Not all faith-based organizations discriminate among clients or proselytize as a part of their work - you will only know how they use their faith in their work, if at all, if you ask.

There are some charities that were started or are supported primarily by Atheists and Secularists. For instance, Foundation Beyond Belief is a 501(c)(3) charitable foundation created to focus, encourage and demonstrate the generosity and compassion of atheists and humanists. The foundation selects and features 10 charitable organizations per quarter, one in each of the following cause areas: health, education, poverty, environment, child welfare, human rights, animals, peace, the "Big Bang" Fund (small charity, big impact), Foundation Beyond Belief itself.

Want to help at summer camp? Camp Quest offers residential summer camps in various locations in the USA aimed at the children of Atheists (Freethinkers, Humanists, Brights, or whatever other terms might be applied to those who hold to a scientific, not supernatural, world view), to provide those children with a fun camping experience that teaches about improving the human condition through rational inquiry, critical and creative thinking, scientific method, self-respect, ethics, competency, democracy, free speech, and the separation of religion and government. Camps offer a mix of traditional summer camp activities - like archery, canoeing/kayaking, crafts, field trips, games, climbing, hiking, horseback riding, swimming, etc. - and educational activities related to the Camp Quest mission. More about Camp Quest volunteering opportunities.

A secular-based international charity is Responsible Charity, dedicated to educating children in the slums of Calcutta, India and empowering women and men there to overcome poverty. It was founded by a backpacker who was disgusted by "the abuse and horrible conditions which men and woman were subjected to under a worldwide famous charity that collects millions of dollars from its donors... Unlike some religious-based organizations which have no progressive plans in effect to educate and empower the children, women and men out of poverty, Responsible Charity would like to make advances in areas of education, planned parenthood and self employment." For excellent updates about the organization's work in India, subscribe to the Responsible Charity Facebook page. They do accept visitor's from abroad, so if you want to fund your own trip to India and do some onsite work with them, contact them BEFORE your trip (remember - YOU must pay ALL of your expenses if you choose to go!).

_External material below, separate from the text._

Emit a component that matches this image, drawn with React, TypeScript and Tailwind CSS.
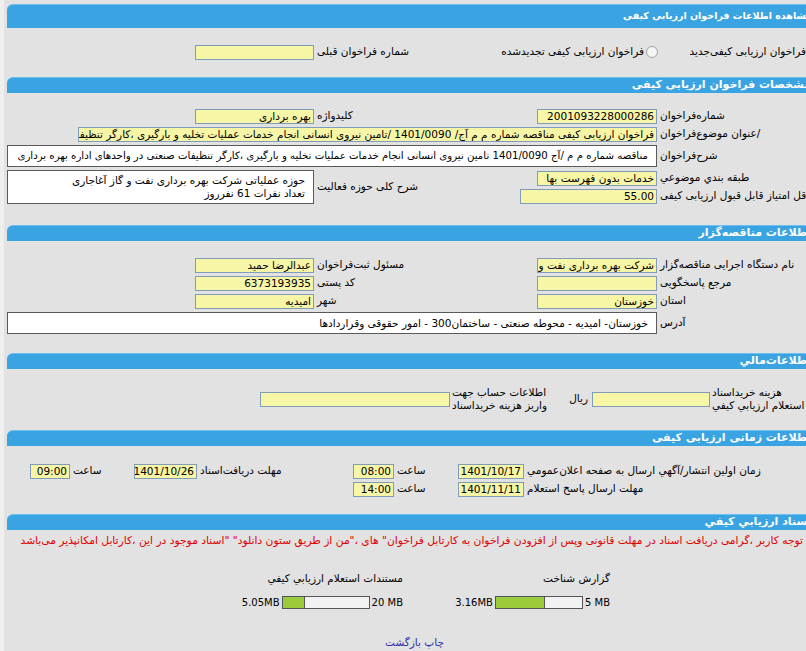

There's also The Uganda Humanist Schools Trust, which has founded three schools in Uganda and is looking to create even more. "We are determined to protect students from any form of indoctrination, instead they will be exposed to various world views. They will be encouraged to think freely, to be rational and skeptical, to value and respect humanity and be tolerant towards others."

Foundation Beyond Belief (FBB) is sponsoring the Pathfinders Project, a year-long volunteer journey, taking four humanist volunteers across the world to work in education, clean water, human rights and construction projects, and to evaluate programs for inclusion in a future Humanist Service Corps (HSC). "The HSC will serve their fellowman in the cause of peace by living and working in developing countries, but with more focus on encouraging and demonstrating the generosity and compassion of secular humanists."

In addition to these organizations which were founded specifically as secular, most nonprofits, NGOs, charities and organizations meant to improve the lives of people or to create a better environment have no religious affiliation. If you want to make sure you are never supporting a religion through volunteering or donating, simply ask the organization that is doing something you are interested in if it has any religious affiliation.

Are You A Secular/Atheist Group Looking for Group Volunteering?

Do you represent one of these groups and you are looking for volunteering activities your members can do together? This resource on group volunteering can help. You could even get ambitious and start your own community initiative, creating a group volunteering activity that has much bigger impact than just a beach cleanup.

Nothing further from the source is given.